Interested to find out how this compares to Charter and Discovery (after the major correction) Perhaps a future article? :)
Librarian Capital profile picture
@Karan1 Thanks, I have written about Charter extensively (link to latest article below). Which one you prefer depends on what you think about Comcast's media businesses and valuation.

Comcast has media businesses whereas Charter is a Cable pureplay. Both Cable operations grew at similar rates. As mentioned above, Theme Parks seem great but Media and Studios face competition from Disney, Netflix, etc. - so you have to decide whether having NBCU (and Sky) makes Comcast better or worse (I will probably say a bit worse).

Charter is more levered, targeting a 4.0-4.5x Net Debt / EBITDA, whereas Comcast is trying to get back below 2.5x. So, even for the same EBITDA growth, Charter will grow its per-share earnings probably 5 ppt faster.

On valuation terms, both Charter and Comcast are trading at 4.7% FCF Yield. However, Charter is not paying cash taxes now - these will start in 2022, probably reducing its FCF by 20-25%. On the other hand, Charter probably deserves a higher valuation because it's a Cable pureplay and grows faster - so I have assumed exit FCF Yields of 4.0% for Charter and 6.0% for Comcast.

Overall, I marginally prefer Charter, which is one of my highest-conviction stocks, but (as disclosed above) I hold both and more in Charter by a small margin (Charter is a top-5 holding; Comcast is a top-10 one).
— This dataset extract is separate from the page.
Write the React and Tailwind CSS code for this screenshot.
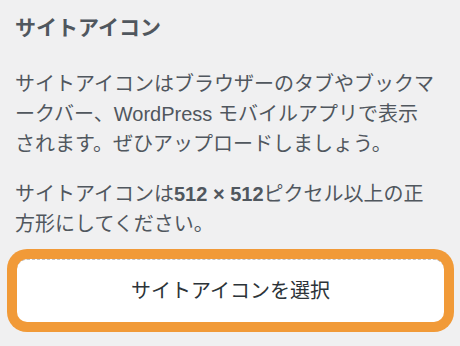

I hope this helps. I haven't looked at media-only stocks for a few years, and probably won't be researching Discovery any time soon.

@Librarian Capital wow thank you for the extremely detailed reply. This helps immensely! :) I will read the article on Charter as well. Media is something outside my circle of competence but I find the space Fascinating for the reasons you mentioned i.e. ongoing disruption in the business model currently under way and trying to understand how these companies adapt (and why it continues to draw new, more niche entrants like CURI etc.) You have my thanks as always
Librarian Capital profile picture
@Karan1 Thank you - it was a good question, and I enjoyed answering it.
Sounds abt right! I have been an investor since cmcsa was 26. I’m long and will continue to watch it’s rise.great management prevails.
Librarian Capital profile picture
@deadhead213 thank you for sharing, and congratulations on your gains.

(I also have an entry price around $26 on Comcast; I actually bought the Special Class A shares, ticker CMCSK, back then.)